Banach Control Barrier Functions for Large-Scale Swarm Control
Xuting Gao, Guillem Pascual, Scott Brown, Sonia Martínez
TL;DR
The paper addresses safe control of very large swarms by modeling the swarm as a density $\rho(t,x)$ and enforcing safety via Banach Control Barrier Functions (B-CBFs) in a Banach-space setting. It unifies macroscopic density constraints with microscopic agent actions through a Liouville-type evolution and a projected gradient/OT-based nominal velocity, yielding a tractable infinite-dimensional QP that can be discretized. The work provides scalar and spatially-dependent B-CBF formulations, derives consistency between macroscopic and microscopic laws, and develops distributed algorithms enabling local computation within communication radii while preserving global safety and convergence to targets. Numerical examples in 1D and 2D demonstrate obstacle avoidance, density shaping under constraints, and entropy bounds, illustrating the scalability and robustness of the approach for large swarms with local information exchange.
Abstract
This paper studies the safe control of very large multi-agent systems via a generalized framework that employs so-called Banach Control Barrier Functions (B-CBFs). Modeling a large swarm as probability distribution over a spatial domain, we show how B-CBFs can be used to appropriately capture a variety of macroscopic constraints that can integrate with large-scale swarm objectives. Leveraging this framework, we define stable and filtered gradient flows for large swarms, paying special attention to optimal transport algorithms.
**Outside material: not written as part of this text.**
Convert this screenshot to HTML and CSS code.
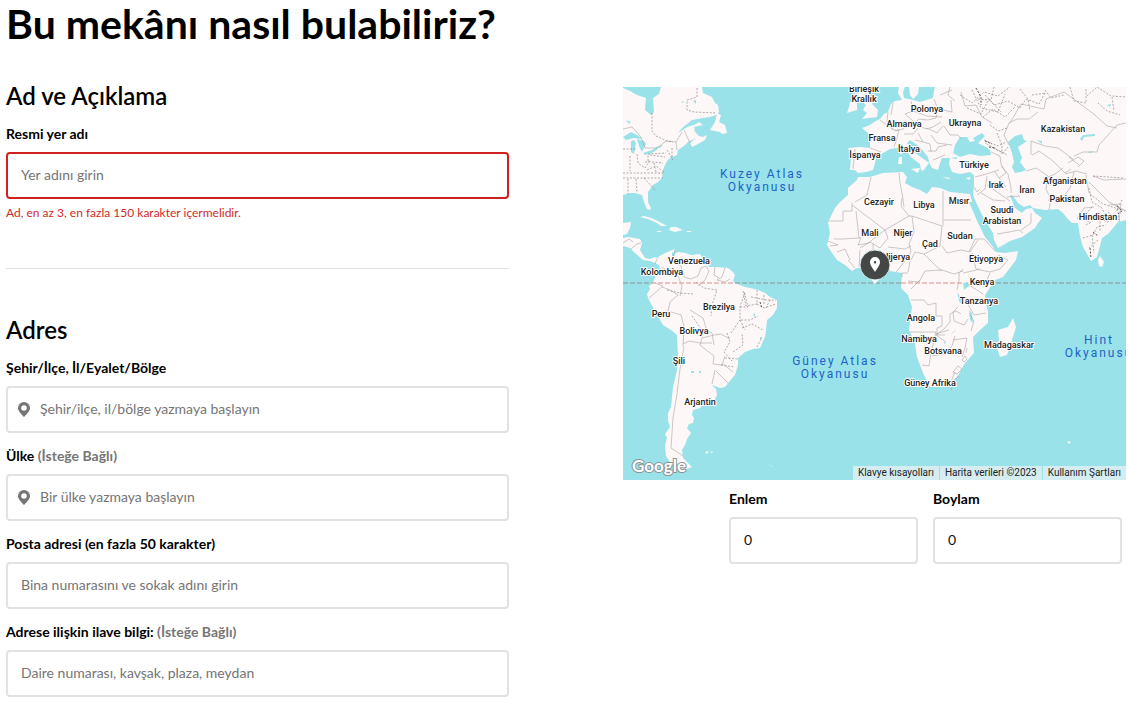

Further, we show how to derive agent-level, microscopical algorithms that are consistent with macroscopic counterparts in the large-scale limit. We then identify conditions for which a group of agents can compute a distributed solution that only requires local information from other agents within a communication range. Finally, we showcase the theoretical results over swarm systems in the simulations section.